Privateer Holdings is raising another big investment round to fuel rapid growth of its marijuana-related subsidiaries as more governments legalize the use of cannabis.
The Seattle-based investment firm has reeled in an additional $58 million — a mix of equity and a convertible note — which is part of a larger round that Privateer expects to close at around $100 to $150 million.
This pushes total funding to date to $140 million for the seven-year-old company, which is not disclosing specific investors behind the new cash infusion.
Privateer, one of the top marijuana firms globally, previously raised $40 million as part of a convertible note in November. In April 2015 it raised a $75 million Series B round from top investors like Founder’s Fund, the venture capital firm started by PayPal co-founder Peter Thiel, an early investor in companies like Facebook, LinkedIn, Yelp, SpaceX, and others.

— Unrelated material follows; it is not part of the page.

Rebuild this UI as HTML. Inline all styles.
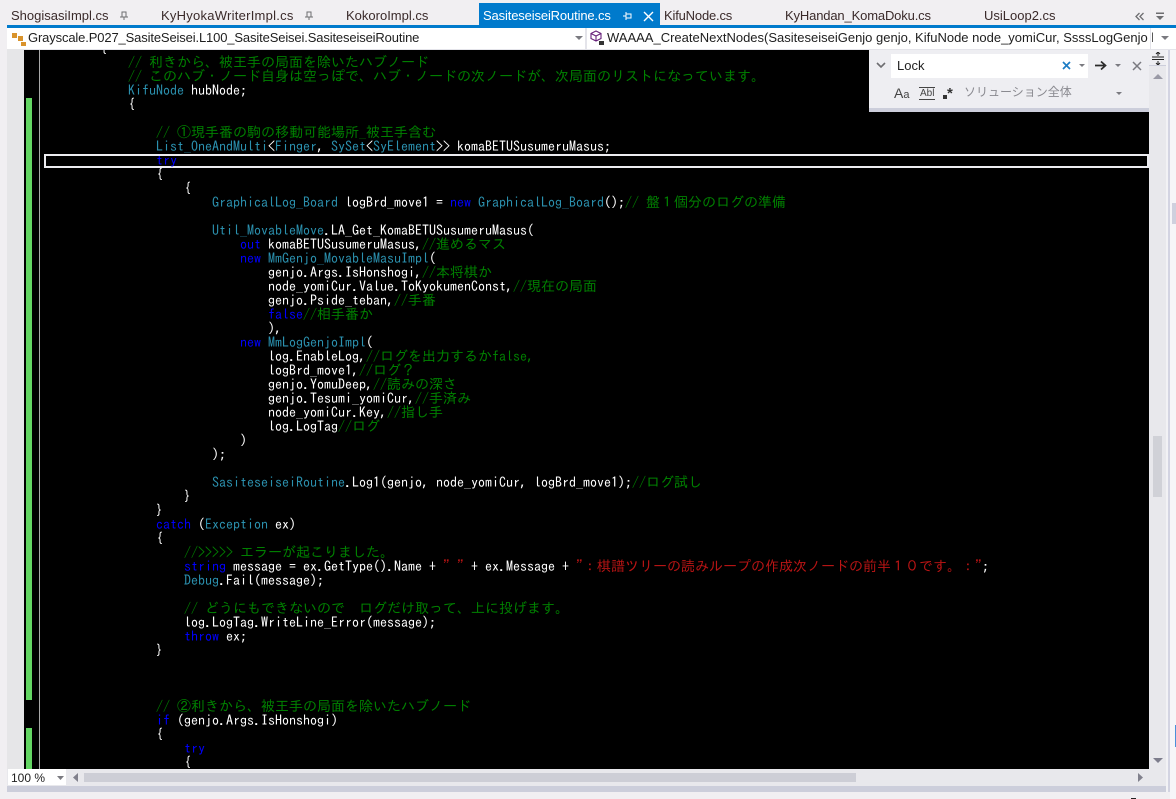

The new investment will help Privateer continue growing its existing portfolio companies, develop new brands, and support future acquisitions and investments. It employs more than 500 people in seven U.S. states and seven countries.
Privateer has come a long way since launching back in 2010, when both the medical and recreational marijuana industries looked far different than today. Investors are flocking now as medical marijuana is legal in 29 states, while recreational marijuana is legal in eight U.S. states, including California, which legalized cannabis in November and could produce a legal market worth more than $5 billion. Bloomberg reported last year that the U.S. legal cannabis industry could grow to $50 billion within a decade.
Countries around the world are also moving forward with marijuana legalization; voters in Germany approved medical marijuana in January, while recreational use is expected to be legal in Canada next year.
But the industry is still in a nascent stage and some analysts say marijuana stocks are overhyped, as The Motley Fool recently noted. There are also questions about how and if the federal government will enforce any bans on marijuana.